Buford’s book is not about soccer fans…it’s about mob violence. Soccer does not breed violence anymore than hip-hop begets gangs.
Having seen numerous games in Europe and the USA, I can say it’s a pity you’re denying yourself an opportunity to see the game in its natural environment. I went to an ACC basketball school and grew up on SEC football, but I’ve never seen anything like the Euro 2004 finals I attended in Lisbon or the matches I’ve seen in England and Germany.
I think you may find that your concern about the physics has been addressed by indoor soccer, futsal, and even beach soccer…none of which are as popular in the United States as the original unadulterated outdoor game.
I believe Glen is dead on about advertising (commercial breaks) and soccer. It’s a chicken and egg problem. If the game is not marketed, people won’t follow it. If people don’t follow it, teams and leagues cannot afford to market it. One of the reasons that MLS will succeed in this country is because the deep pockets of folks like Lamar Hunt and AEG saw beyond the quick buck and realized that they had to build the league over the long term, tapping the four markets you listed above. As they do that, you’re going to see soccer become a MAJOR sport in the USA over the next 25-50 years.

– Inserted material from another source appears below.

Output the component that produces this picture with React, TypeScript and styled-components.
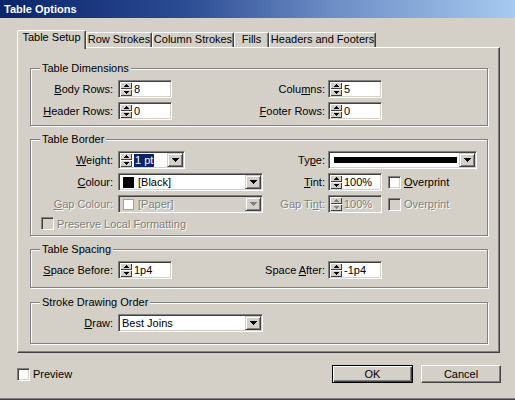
import React from 'react';
import styled, { createGlobalStyle } from 'styled-components';

const GlobalStyle = createGlobalStyle`
  html, body { margin: 0; padding: 0; background: #d4d0c8; }
  body {
    font-family: "Liberation Sans", Arial, sans-serif;
    font-size: 11px;
    color: #000;
  }
  * { box-sizing: border-box; }
`;

const Window = styled.div`
  width: 515px;
  height: 400px;
  display: flex;
  flex-direction: column;
  background: #d4d0c8;
  border-bottom: 1px solid #404040;
  box-shadow: inset 0 -1px #808080;
  overflow: hidden;
`;

const TitleBar = styled.div`
  height: 18px;
  flex: none;
  display: flex;
  align-items: center;
  padding-left: 4px;
  background: linear-gradient(90deg, #0a246a 0%, #2a4a92 35%, #6d8ec6 65%, #a6caf0 100%);
  color: #fff;
  font-weight: bold;
  font-size: 11px;
`;

const Body = styled.div`
  display: flex;
  flex-direction: column;
  padding: 12px 0 0 17px;
`;

const TabStrip = styled.div`
  display: flex;
  align-items: flex-end;
  height: 17px;
`;

const Tab = styled.div<{ $active?: boolean; $w: number }>`
  width: ${(p) => p.$w}px;
  height: ${(p) => (p.$active ? 19 : 15)}px;
  margin-bottom: ${(p) => (p.$active ? -2 : 0)}px;
  position: relative;
  z-index: ${(p) => (p.$active ? 1 : 0)};
  background: #d4d0c8;
  border: 1px solid;
  border-bottom: none;
  border-color: #fff #404040 transparent #fff;
  border-radius: 2px 2px 0 0;
  box-shadow: inset -1px 0 #808080;
  display: flex;
  justify-content: center;
  align-items: flex-start;
  line-height: 13px;
  white-space: nowrap;
`;

const Panel = styled.div`
  width: 483px;
  height: 306px;
  border: 1px solid;
  border-color: #fff #404040 #404040 #fff;
  box-shadow: inset -1px -1px #808080;
  padding: 20px 11px 0 12px;
  display: flex;
  flex-direction: column;
`;

const Group = styled.div<{ $pb: number; $mb: number }>`
  border: 1px solid #808080;
  box-shadow: inset 1px 1px #fff, 1px 1px #fff;
  padding: 0 0 ${(p) => p.$pb}px;
  margin-bottom: ${(p) => p.$mb}px;
  display: flex;
  flex-direction: column;
`;

const Legend = styled.div`
  align-self: flex-start;
  margin: -7px 0 5px 9px;
  padding: 0 2px;
  line-height: 13px;
  background: #d4d0c8;
`;

const Rows = styled.div`
  display: flex;
  flex-direction: column;
  gap: 4px;
`;

const FormRow = styled.div`
  display: grid;
  grid-template-columns: 87px 145px 65px 1fr;
  height: 18px;
  align-items: center;
`;

const FieldLabel = styled.div<{ $pr: number; $disabled?: boolean }>`
  display: flex;
  justify-content: flex-end;
  white-space: nowrap;
  padding-right: ${(p) => p.$pr}px;
  color: ${(p) => (p.$disabled ? '#808080' : '#000')};
  text-shadow: ${(p) => (p.$disabled ? '1px 1px #fff' : 'none')};
`;

const Cell = styled.div`
  display: flex;
  align-items: center;
  height: 18px;
`;

const Sunken = styled.div<{ $w: number; $disabled?: boolean }>`
  display: flex;
  align-items: stretch;
  width: ${(p) => p.$w}px;
  height: 18px;
  flex: none;
  border: 1px solid;
  border-color: #808080 #fff #fff #808080;
  box-shadow: inset 1px 1px #404040, inset -1px -1px #d4d0c8;
  padding: 1px;
  background: ${(p) => (p.$disabled ? '#d4d0c8' : '#fff')};
`;

const SpinCol = styled.div`
  width: 12px;
  flex: none;
  display: flex;
  flex-direction: column;
`;

const SpinButton = styled.div`
  flex: 1;
  display: flex;
  align-items: center;
  justify-content: center;
  background: #d4d0c8;
  box-shadow: inset 1px 1px #fff, inset -1px -1px #404040;
`;

const ValueText = styled.div<{ $disabled?: boolean }>`
  flex: 1;
  display: flex;
  align-items: center;
  padding-left: 2px;
  white-space: nowrap;
  overflow: hidden;
  color: ${(p) => (p.$disabled ? '#808080' : '#000')};
  text-shadow: ${(p) => (p.$disabled ? '1px 1px #fff' : 'none')};
`;

const Selected = styled.span`
  background: #0a246a;
  color: #fff;
  padding: 0 1px;
  line-height: 13px;
`;

const DropButton = styled.div`
  width: 16px;
  flex: none;
  display: flex;
  align-items: center;
  justify-content: center;
  background: #d4d0c8;
  border: 1px solid;
  border-color: #d4d0c8 #404040 #404040 #d4d0c8;
  box-shadow: inset 1px 1px #fff, inset -1px -1px #808080;
`;

const Swatch = styled.span<{ $color: string; $disabled?: boolean }>`
  width: 11px;
  height: 11px;
  flex: none;
  margin: 0 4px 0 1px;
  background: ${(p) => p.$color};
  border: 1px solid ${(p) => (p.$disabled ? '#a0a0a0' : '#000')};
`;

const StrokeBar = styled.span`
  flex: 1;
  height: 6px;
  margin: 0 2px 0 2px;
  background: #000;
`;

const CheckBox = styled.span<{ $disabled?: boolean }>`
  width: 13px;
  height: 13px;
  flex: none;
  border: 1px solid;
  border-color: #808080 #fff #fff #808080;
  box-shadow: inset 1px 1px #404040, inset -1px -1px #d4d0c8;
  background: ${(p) => (p.$disabled ? '#d4d0c8' : '#fff')};
`;

const CheckLabel = styled.div<{ $ml: number; $disabled?: boolean }>`
  display: flex;
  align-items: center;
  gap: 3px;
  margin-left: ${(p) => p.$ml}px;
  white-space: nowrap;
  color: ${(p) => (p.$disabled ? '#808080' : '#000')};
  text-shadow: ${(p) => (p.$disabled ? '1px 1px #fff' : 'none')};
`;

const CheckRow = styled.div`
  display: flex;
  align-items: center;
  height: 13px;
  padding-left: 10px;
`;

const Footer = styled.div`
  display: flex;
  align-items: center;
  height: 18px;
  margin-top: 12px;
  padding-right: 14px;
`;

const Spacer = styled.div`
  flex: 1;
`;

const Button = styled.div<{ $default?: boolean; $w: number }>`
  width: ${(p) => p.$w}px;
  height: 18px;
  display: flex;
  align-items: center;
  justify-content: center;
  background: #d4d0c8;
  margin-left: 8px;
  border: 1px solid;
  border-color: ${(p) => (p.$default ? '#000' : '#fff #404040 #404040 #fff')};
  box-shadow: ${(p) =>
    p.$default
      ? 'inset 1px 1px #fff, inset -1px -1px #404040, inset -2px -2px #808080'
      : 'inset -1px -1px #808080'};
`;

type ArrowProps = { dir: 'up' | 'down'; w: number; color?: string };

const Arrow = ({ dir, w, color = '#000' }: ArrowProps) => {
  const h = Math.ceil(w / 2);
  const rows = Array.from({ length: h }, (_, i) => {
    const inset = dir === 'down' ? i : h - 1 - i;
    return <rect key={i} x={inset} y={i} width={w - inset * 2} height={1} fill={color} />;
  });
  return (
    <svg width={w} height={h} viewBox={`0 0 ${w} ${h}`} shapeRendering="crispEdges">
      {rows}
    </svg>
  );
};

const Spinner = ({ value, w = 54, disabled }: { value: string; w?: number; disabled?: boolean }) => (
  <Sunken $w={w} $disabled={disabled}>
    <SpinCol>
      <SpinButton>
        <Arrow dir="up" w={5} color={disabled ? '#808080' : '#000'} />
      </SpinButton>
      <SpinButton>
        <Arrow dir="down" w={5} color={disabled ? '#808080' : '#000'} />
      </SpinButton>
    </SpinCol>
    <ValueText $disabled={disabled}>{value}</ValueText>
  </Sunken>
);

const Drop = ({ disabled }: { disabled?: boolean }) => (
  <DropButton>
    <Arrow dir="down" w={7} color={disabled ? '#808080' : '#000'} />
  </DropButton>
);

export default function App() {
  return (
    <>
      <GlobalStyle />
      <Window>
        <TitleBar>Table Options</TitleBar>
        <Body>
          <TabStrip>
            <Tab $active $w={69}>Table Setup</Tab>
            <Tab $w={66}>Row Strokes</Tab>
            <Tab $w={82}>Column Strokes</Tab>
            <Tab $w={35}>Fills</Tab>
            <Tab $w={107}>Headers and Footers</Tab>
          </TabStrip>
          <Panel>
            <Group $pb={5} $mb={13}>
              <Legend>Table Dimensions</Legend>
              <Rows>
                <FormRow>
                  <FieldLabel $pr={5}><span><u>B</u>ody Rows:</span></FieldLabel>
                  <Cell><Spinner value="8" /></Cell>
                  <FieldLabel $pr={3}><span>Colu<u>m</u>ns:</span></FieldLabel>
                  <Cell><Spinner value="5" /></Cell>
                </FormRow>
                <FormRow>
                  <FieldLabel $pr={5}><span><u>H</u>eader Rows:</span></FieldLabel>
                  <Cell><Spinner value="0" /></Cell>
                  <FieldLabel $pr={3}><span><u>F</u>ooter Rows:</span></FieldLabel>
                  <Cell><Spinner value="0" /></Cell>
                </FormRow>
              </Rows>
            </Group>

            <Group $pb={5} $mb={13}>
              <Legend>Table Border</Legend>
              <Rows>
                <FormRow>
                  <FieldLabel $pr={5}><span><u>W</u>eight:</span></FieldLabel>
                  <Cell>
                    <Sunken $w={67}>
                      <SpinCol>
                        <SpinButton><Arrow dir="up" w={5} /></SpinButton>
                        <SpinButton><Arrow dir="down" w={5} /></SpinButton>
                      </SpinCol>
                      <ValueText><Selected>1 pt</Selected></ValueText>
                      <Drop />
                    </Sunken>
                  </Cell>
                  <FieldLabel $pr={3}><span>Ty<u>p</u>e:</span></FieldLabel>
                  <Cell>
                    <Sunken $w={149}>
                      <ValueText><StrokeBar /></ValueText>
                      <Drop />
                    </Sunken>
                  </Cell>
                </FormRow>
                <FormRow>
                  <FieldLabel $pr={5}><span><u>C</u>olour:</span></FieldLabel>
                  <Cell>
                    <Sunken $w={145}>
                      <ValueText><Swatch $color="#000" />[Black]</ValueText>
                      <Drop />
                    </Sunken>
                  </Cell>
                  <FieldLabel $pr={3}><span><u>T</u>int:</span></FieldLabel>
                  <Cell>
                    <Spinner value="100%" />
                    <CheckLabel $ml={6}><CheckBox /><span><u>O</u>verprint</span></CheckLabel>
                  </Cell>
                </FormRow>
                <FormRow>
                  <FieldLabel $pr={5} $disabled><span><u>G</u>ap Colour:</span></FieldLabel>
                  <Cell>
                    <Sunken $w={145} $disabled>
                      <ValueText $disabled><Swatch $color="#fff" $disabled />[Paper]</ValueText>
                      <Drop disabled />
                    </Sunken>
                  </Cell>
                  <FieldLabel $pr={3} $disabled><span>Gap Ti<u>n</u>t:</span></FieldLabel>
                  <Cell>
                    <Spinner value="100%" disabled />
                    <CheckLabel $ml={6} $disabled><CheckBox $disabled /><span>Over<u>p</u>rint</span></CheckLabel>
                  </Cell>
                </FormRow>
                <CheckRow>
                  <CheckLabel $ml={0} $disabled><CheckBox $disabled /><span>Preserve Local Formatting</span></CheckLabel>
                </CheckRow>
              </Rows>
            </Group>

            <Group $pb={8} $mb={14}>
              <Legend>Table Spacing</Legend>
              <Rows>
                <FormRow>
                  <FieldLabel $pr={5}><span><u>S</u>pace Before:</span></FieldLabel>
                  <Cell><Spinner value="1p4" /></Cell>
                  <FieldLabel $pr={3}><span>Space <u>A</u>fter:</span></FieldLabel>
                  <Cell><Spinner value="-1p4" /></Cell>
                </FormRow>
              </Rows>
            </Group>

            <Group $pb={11} $mb={0}>
              <Legend>Stroke Drawing Order</Legend>
              <Rows>
                <FormRow>
                  <FieldLabel $pr={5}><span><u>D</u>raw:</span></FieldLabel>
                  <Cell>
                    <Sunken $w={145}>
                      <ValueText>Best Joins</ValueText>
                      <Drop />
                    </Sunken>
                  </Cell>
                </FormRow>
              </Rows>
            </Group>
          </Panel>
          <Footer>
            <CheckLabel $ml={0}><CheckBox /><span>Preview</span></CheckLabel>
            <Spacer />
            <Button $default $w={81}>OK</Button>
            <Button $w={80}>Cancel</Button>
          </Footer>
        </Body>
      </Window>
    </>
  );
}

I love all sports (even Pairs Ice Dancing and Platforming Diving which made your list over soccer) but I cannot deny that my real passion is for soccer
Try as I might, I’m simply unable to maintain the slightest interest in soccer. To me, it’s staggeringly boring, like hockey, only worse. A 1-0 pitchers duel in baseball has far more tension than the best soccer game I’ve ever seen. I know how many people like it, but I’d rather watch paint dry on a wall.
I have to say I’m less surprised by soccer’s place in the rankings than I am by the way figure skating, ice dancing, and gymnastics dominate the top 10, outranking basketball, for example. In line with the unexpected popularity of tractor-pulling, say, the entire list fails to conform well to my preconceptions of what “sport” means to Americans, and which sports are actually the most popular.